PROBLEM TO SOLVE: Write the records below out again exactly as given, with no images.

==== DATA FOR THIS EXERCISE

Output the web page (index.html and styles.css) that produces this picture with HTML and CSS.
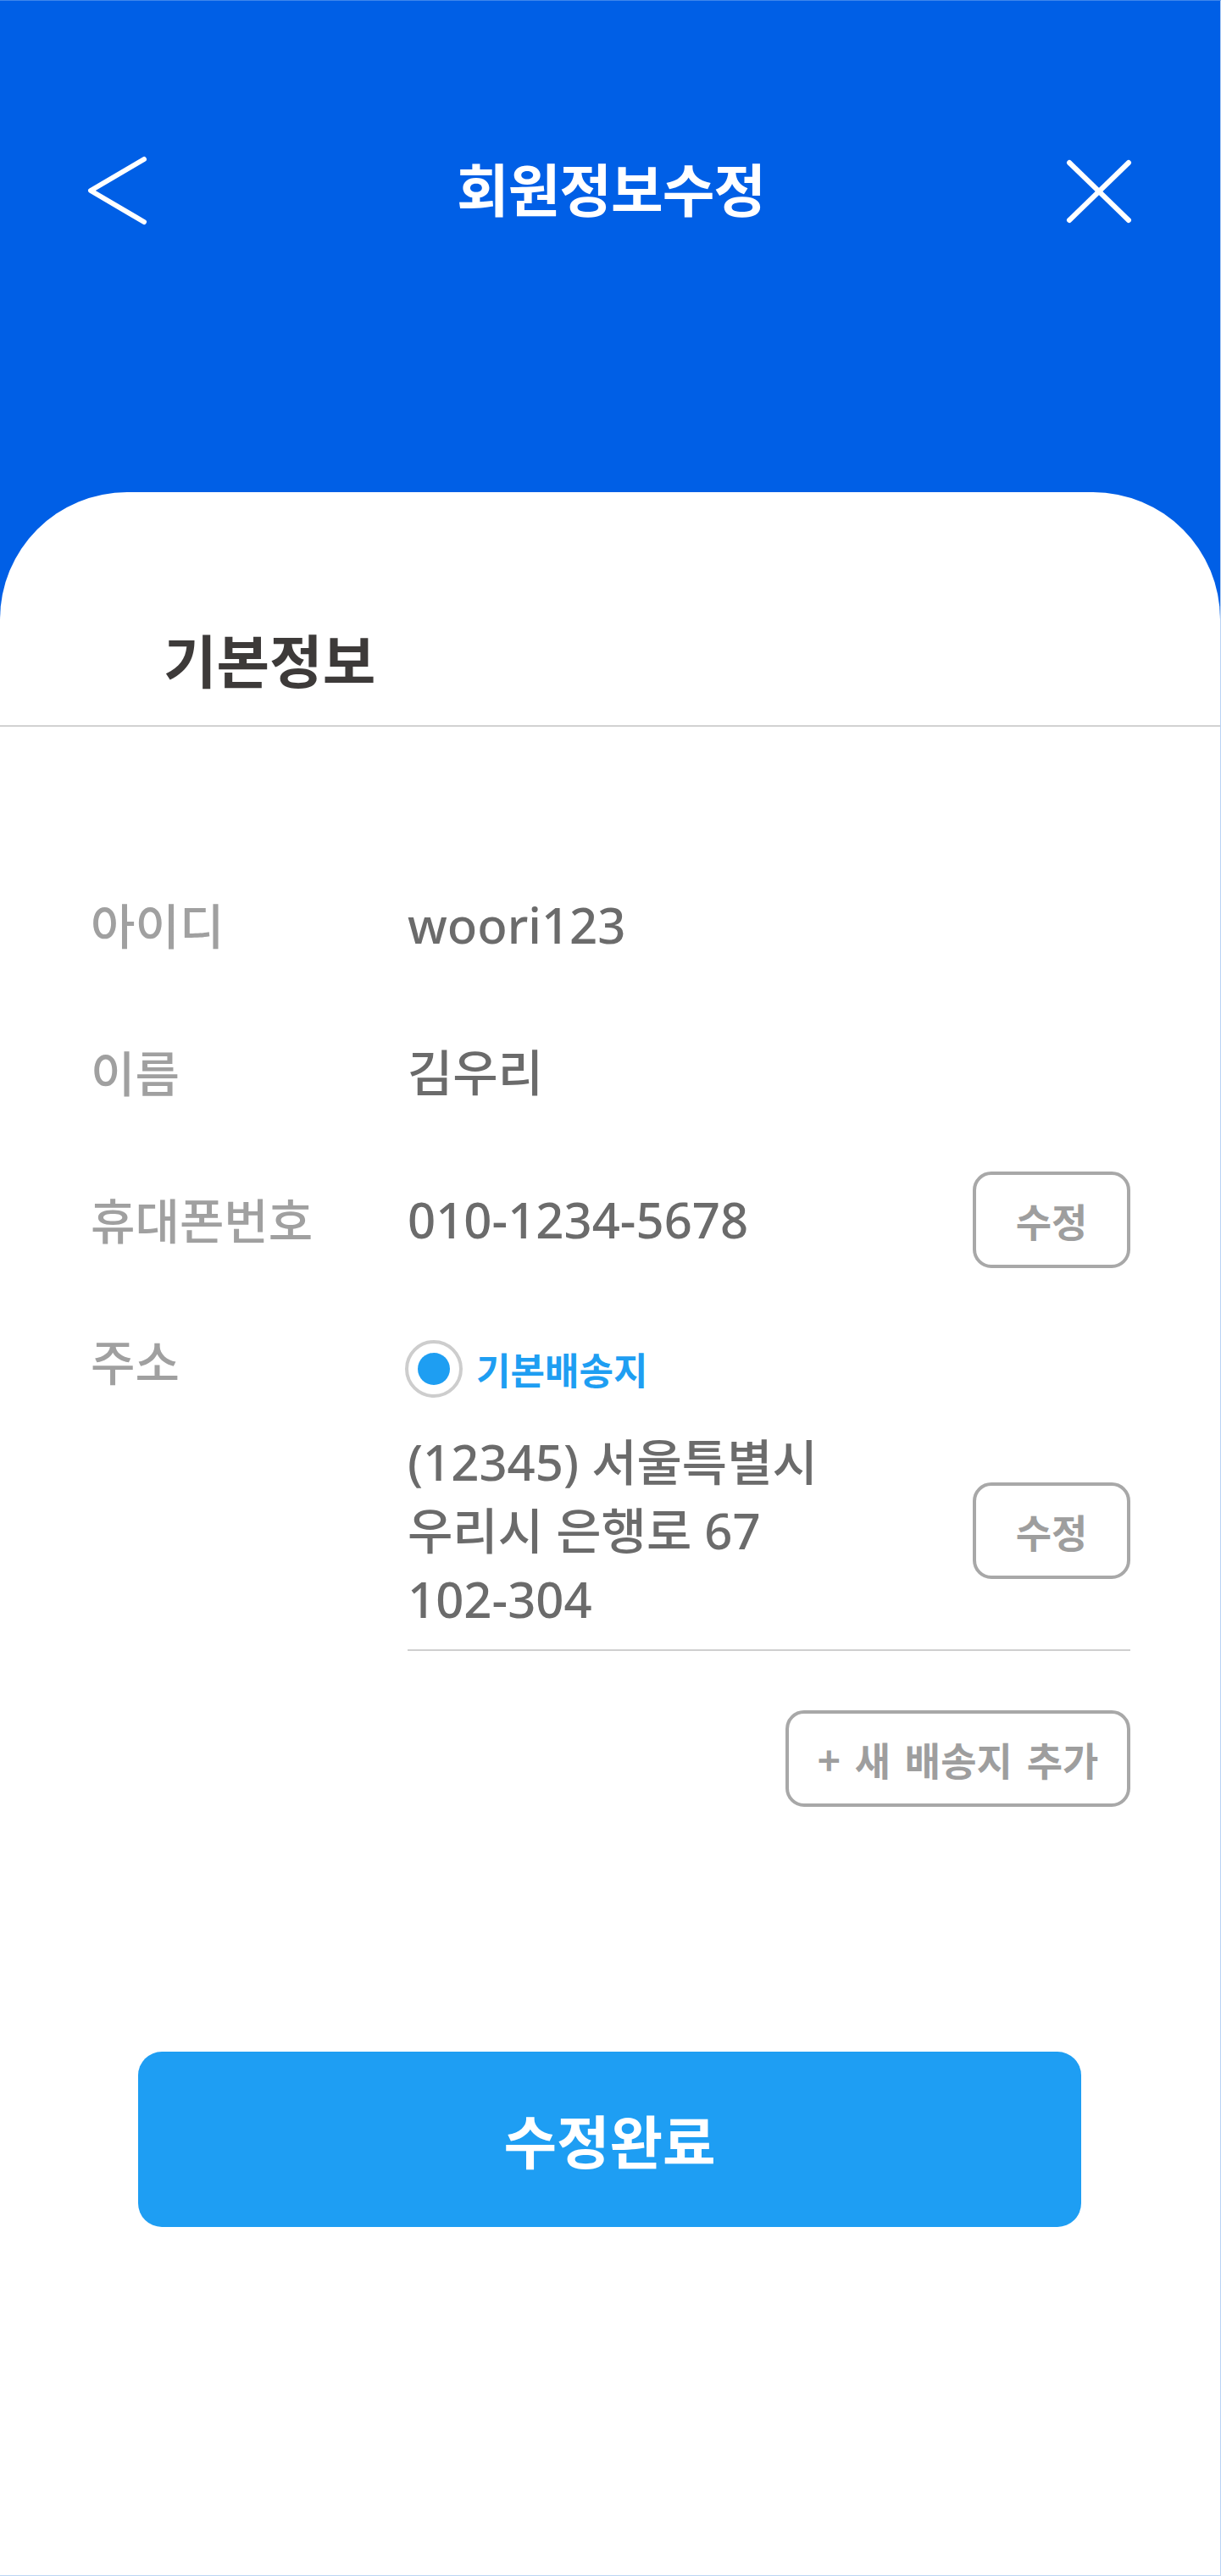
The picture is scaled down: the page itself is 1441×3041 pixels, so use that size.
FILE: index.html
```html
<!DOCTYPE html>
<html lang="ko">
<head>
<meta charset="utf-8">
<title>회원정보수정</title>
<link rel="stylesheet" href="styles.css">
</head>
<body>
<div class="screen">
  <header class="top">
    <nav class="nav">
      <button class="icon-btn" type="button" aria-label="뒤로">
        <svg width="90" height="90" viewBox="0 0 90 90"><polyline points="70,8 7,45 70,82" fill="none" stroke="#fff" stroke-width="6" stroke-linecap="round" stroke-linejoin="round"/></svg>
      </button>
      <h1 class="title">회원정보수정</h1>
      <button class="icon-btn" type="button" aria-label="닫기">
        <svg width="90" height="90" viewBox="0 0 90 90"><g stroke="#fff" stroke-width="6" stroke-linecap="round"><line x1="10" y1="12" x2="80" y2="80"/><line x1="80" y1="12" x2="10" y2="80"/></g></svg>
      </button>
    </nav>
  </header>
  <main class="card">
    <h2 class="section-title">기본정보</h2>
    <div class="form">
      <div class="row">
        <span class="label">아이디</span>
        <span class="value">woori123</span>
      </div>
      <div class="row">
        <span class="label">이름</span>
        <span class="value">김우리</span>
      </div>
      <div class="row">
        <span class="label">휴대폰번호</span>
        <span class="value">010-1234-5678</span>
        <button class="line-btn" type="button">수정</button>
      </div>
      <div class="row addr">
        <span class="label addr-label">주소</span>
        <div class="addr-content">
          <div class="radio-line">
            <span class="radio"><span class="dot"></span></span>
            <span class="radio-text">기본배송지</span>
          </div>
          <div class="addr-body">
            <p class="addr-text">(12345) 서울특별시<br>우리시 은행로 67<br>102-304</p>
            <button class="line-btn" type="button">수정</button>
          </div>
        </div>
      </div>
      <div class="add-row">
        <button class="line-btn add-btn" type="button">+ 새 배송지 추가</button>
      </div>
    </div>
    <div class="submit-wrap">
      <button class="submit" type="button">수정완료</button>
    </div>
  </main>
</div>
</body>
</html>
```

FILE: styles.css
```css
* { box-sizing: border-box; }
html, body { margin: 0; padding: 0; background: #fff; }
body {
  font-family: "Noto Sans", "Noto Sans CJK KR", sans-serif;
  width: 1441px;
}
.screen {
  width: 1441px;
  min-height: 3041px;
  background: linear-gradient(#005fe6 0, #005fe6 760px, #fff 760px);
  border-top: 1px solid #3f86ec;
  border-right: 1px solid #b9d3f4;
  border-bottom: 1px solid #bcd6f5;
  display: flex;
  flex-direction: column;
}
.top {
  height: 580px;
  padding-top: 179px;
}
.nav {
  height: 90px;
  padding: 0 98px 0 100px;
  display: flex;
  align-items: center;
  justify-content: space-between;
}
.icon-btn {
  width: 90px;
  height: 90px;
  padding: 0;
  border: 0;
  background: none;
  display: block;
}
.icon-btn svg { display: block; }
.title {
  margin: 0;
  color: #fff;
  font-family: "Noto Sans CJK KR", sans-serif;
  font-size: 67px;
  font-weight: 700;
  line-height: 90px;
  padding-bottom: 8px;
  letter-spacing: -1px;
}
.card {
  flex: 1;
  background: #fff;
  border-radius: 150px 150px 0 0;
}
.section-title {
  margin: 0;
  padding: 164px 0 45px 193px;
  font-family: "Noto Sans CJK KR", sans-serif;
  font-size: 68px;
  line-height: 66px;
  font-weight: 700;
  color: #3d3a39;
  border-bottom: 2px solid #d2d2d2;
}
.form {
  padding: 177px 106px 0 107px;
}
.row {
  display: grid;
  grid-template-columns: 374px 1fr auto;
  align-items: center;
  min-height: 114px;
  margin-bottom: 60px;
}
.label {
  font-family: "Noto Sans CJK KR", sans-serif;
  font-size: 57px;
  font-weight: 500;
  line-height: 80px;
  color: #a0a0a0;
  padding-bottom: 4px;
}
.value {
  font-size: 58px;
  font-weight: 500;
  line-height: 80px;
  color: #6b6b6b;
}
.line-btn {
  height: 114px;
  min-width: 186px;
  padding: 0 30px;
  border: 4px solid #a8a8a8;
  border-radius: 22px;
  background: #fff;
  font-family: "Noto Sans CJK KR", sans-serif;
  font-size: 46px;
  font-weight: 700;
  color: #9e9e9e;
}
.row.addr {
  align-items: start;
  margin-bottom: 0;
}
.addr-label { padding-top: 8px; }
.addr-content {
  grid-column: 2 / 4;
}
.radio-line {
  display: flex;
  align-items: center;
  gap: 16px;
  padding-top: 25px;
  margin-left: -3px;
}
.radio {
  width: 68px;
  height: 68px;
  border: 4px solid #cdcdcd;
  border-radius: 50%;
  display: flex;
  align-items: center;
  justify-content: center;
}
.dot {
  width: 38px;
  height: 38px;
  border-radius: 50%;
  background: #1e9ef2;
}
.radio-text {
  font-family: "Noto Sans CJK KR", sans-serif;
  font-size: 44px;
  font-weight: 700;
  color: #1e9ef2;
}
.addr-body {
  margin-top: 35px;
  padding-bottom: 19px;
  border-bottom: 2px solid #cfcfcf;
  display: flex;
  align-items: center;
  justify-content: space-between;
}
.addr-text {
  margin: 0;
  font-size: 58px;
  font-weight: 500;
  line-height: 81px;
  color: #6b6b6b;
}
.add-row {
  display: flex;
  justify-content: flex-end;
  margin-top: 70px;
}
.add-btn {
  width: 407px;
  padding: 0;
  word-spacing: 4px;
}
.submit-wrap {
  padding: 289px 164px 0 163px;
}
.submit {
  width: 100%;
  height: 207px;
  border: 0;
  border-radius: 28px;
  background: #1e9ef3;
  color: #fff;
  font-family: "Noto Sans CJK KR", sans-serif;
  font-size: 68px;
  font-weight: 700;
}
```
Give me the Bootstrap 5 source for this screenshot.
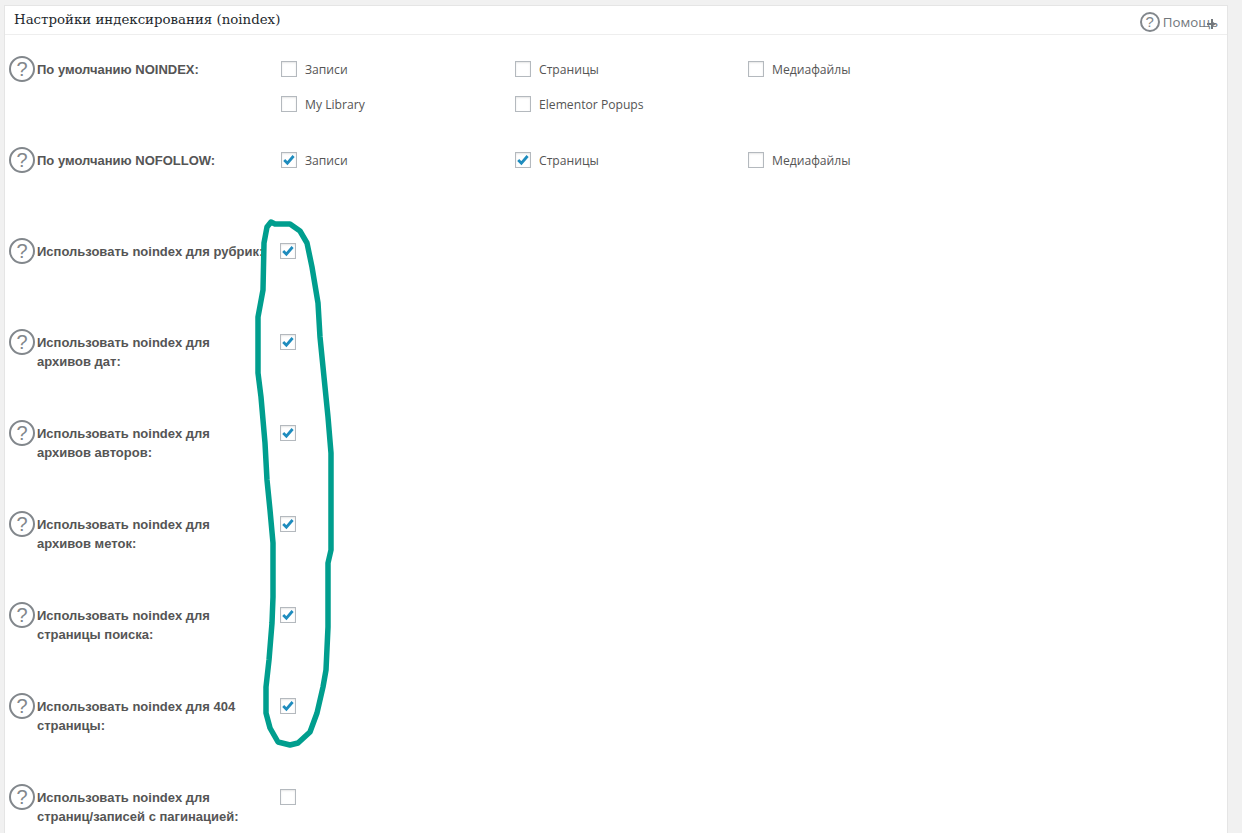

========

CORRECT ANSWER:
Output the web page (index.html and styles.css) that produces this picture with HTML and CSS.
The picture is scaled down: the page itself is 1441×3041 pixels, so use that size.
FILE: index.html
```html
<!DOCTYPE html>
<html lang="ko">
<head>
<meta charset="utf-8">
<title>회원정보수정</title>
<link rel="stylesheet" href="styles.css">
</head>
<body>
<div class="screen">
  <header class="top">
    <nav class="nav">
      <button class="icon-btn" type="button" aria-label="뒤로">
        <svg width="90" height="90" viewBox="0 0 90 90"><polyline points="70,8 7,45 70,82" fill="none" stroke="#fff" stroke-width="6" stroke-linecap="round" stroke-linejoin="round"/></svg>
      </button>
      <h1 class="title">회원정보수정</h1>
      <button class="icon-btn" type="button" aria-label="닫기">
        <svg width="90" height="90" viewBox="0 0 90 90"><g stroke="#fff" stroke-width="6" stroke-linecap="round"><line x1="10" y1="12" x2="80" y2="80"/><line x1="80" y1="12" x2="10" y2="80"/></g></svg>
      </button>
    </nav>
  </header>
  <main class="card">
    <h2 class="section-title">기본정보</h2>
    <div class="form">
      <div class="row">
        <span class="label">아이디</span>
        <span class="value">woori123</span>
      </div>
      <div class="row">
        <span class="label">이름</span>
        <span class="value">김우리</span>
      </div>
      <div class="row">
        <span class="label">휴대폰번호</span>
        <span class="value">010-1234-5678</span>
        <button class="line-btn" type="button">수정</button>
      </div>
      <div class="row addr">
        <span class="label addr-label">주소</span>
        <div class="addr-content">
          <div class="radio-line">
            <span class="radio"><span class="dot"></span></span>
            <span class="radio-text">기본배송지</span>
          </div>
          <div class="addr-body">
            <p class="addr-text">(12345) 서울특별시<br>우리시 은행로 67<br>102-304</p>
            <button class="line-btn" type="button">수정</button>
          </div>
        </div>
      </div>
      <div class="add-row">
        <button class="line-btn add-btn" type="button">+ 새 배송지 추가</button>
      </div>
    </div>
    <div class="submit-wrap">
      <button class="submit" type="button">수정완료</button>
    </div>
  </main>
</div>
</body>
</html>
```

FILE: styles.css
```css
* { box-sizing: border-box; }
html, body { margin: 0; padding: 0; background: #fff; }
body {
  font-family: "Noto Sans", "Noto Sans CJK KR", sans-serif;
  width: 1441px;
}
.screen {
  width: 1441px;
  min-height: 3041px;
  background: linear-gradient(#005fe6 0, #005fe6 760px, #fff 760px);
  border-top: 1px solid #3f86ec;
  border-right: 1px solid #b9d3f4;
  border-bottom: 1px solid #bcd6f5;
  display: flex;
  flex-direction: column;
}
.top {
  height: 580px;
  padding-top: 179px;
}
.nav {
  height: 90px;
  padding: 0 98px 0 100px;
  display: flex;
  align-items: center;
  justify-content: space-between;
}
.icon-btn {
  width: 90px;
  height: 90px;
  padding: 0;
  border: 0;
  background: none;
  display: block;
}
.icon-btn svg { display: block; }
.title {
  margin: 0;
  color: #fff;
  font-family: "Noto Sans CJK KR", sans-serif;
  font-size: 67px;
  font-weight: 700;
  line-height: 90px;
  padding-bottom: 8px;
  letter-spacing: -1px;
}
.card {
  flex: 1;
  background: #fff;
  border-radius: 150px 150px 0 0;
}
.section-title {
  margin: 0;
  padding: 164px 0 45px 193px;
  font-family: "Noto Sans CJK KR", sans-serif;
  font-size: 68px;
  line-height: 66px;
  font-weight: 700;
  color: #3d3a39;
  border-bottom: 2px solid #d2d2d2;
}
.form {
  padding: 177px 106px 0 107px;
}
.row {
  display: grid;
  grid-template-columns: 374px 1fr auto;
  align-items: center;
  min-height: 114px;
  margin-bottom: 60px;
}
.label {
  font-family: "Noto Sans CJK KR", sans-serif;
  font-size: 57px;
  font-weight: 500;
  line-height: 80px;
  color: #a0a0a0;
  padding-bottom: 4px;
}
.value {
  font-size: 58px;
  font-weight: 500;
  line-height: 80px;
  color: #6b6b6b;
}
.line-btn {
  height: 114px;
  min-width: 186px;
  padding: 0 30px;
  border: 4px solid #a8a8a8;
  border-radius: 22px;
  background: #fff;
  font-family: "Noto Sans CJK KR", sans-serif;
  font-size: 46px;
  font-weight: 700;
  color: #9e9e9e;
}
.row.addr {
  align-items: start;
  margin-bottom: 0;
}
.addr-label { padding-top: 8px; }
.addr-content {
  grid-column: 2 / 4;
}
.radio-line {
  display: flex;
  align-items: center;
  gap: 16px;
  padding-top: 25px;
  margin-left: -3px;
}
.radio {
  width: 68px;
  height: 68px;
  border: 4px solid #cdcdcd;
  border-radius: 50%;
  display: flex;
  align-items: center;
  justify-content: center;
}
.dot {
  width: 38px;
  height: 38px;
  border-radius: 50%;
  background: #1e9ef2;
}
.radio-text {
  font-family: "Noto Sans CJK KR", sans-serif;
  font-size: 44px;
  font-weight: 700;
  color: #1e9ef2;
}
.addr-body {
  margin-top: 35px;
  padding-bottom: 19px;
  border-bottom: 2px solid #cfcfcf;
  display: flex;
  align-items: center;
  justify-content: space-between;
}
.addr-text {
  margin: 0;
  font-size: 58px;
  font-weight: 500;
  line-height: 81px;
  color: #6b6b6b;
}
.add-row {
  display: flex;
  justify-content: flex-end;
  margin-top: 70px;
}
.add-btn {
  width: 407px;
  padding: 0;
  word-spacing: 4px;
}
.submit-wrap {
  padding: 289px 164px 0 163px;
}
.submit {
  width: 100%;
  height: 207px;
  border: 0;
  border-radius: 28px;
  background: #1e9ef3;
  color: #fff;
  font-family: "Noto Sans CJK KR", sans-serif;
  font-size: 68px;
  font-weight: 700;
}
```
Give me the Bootstrap 5 source for this screenshot.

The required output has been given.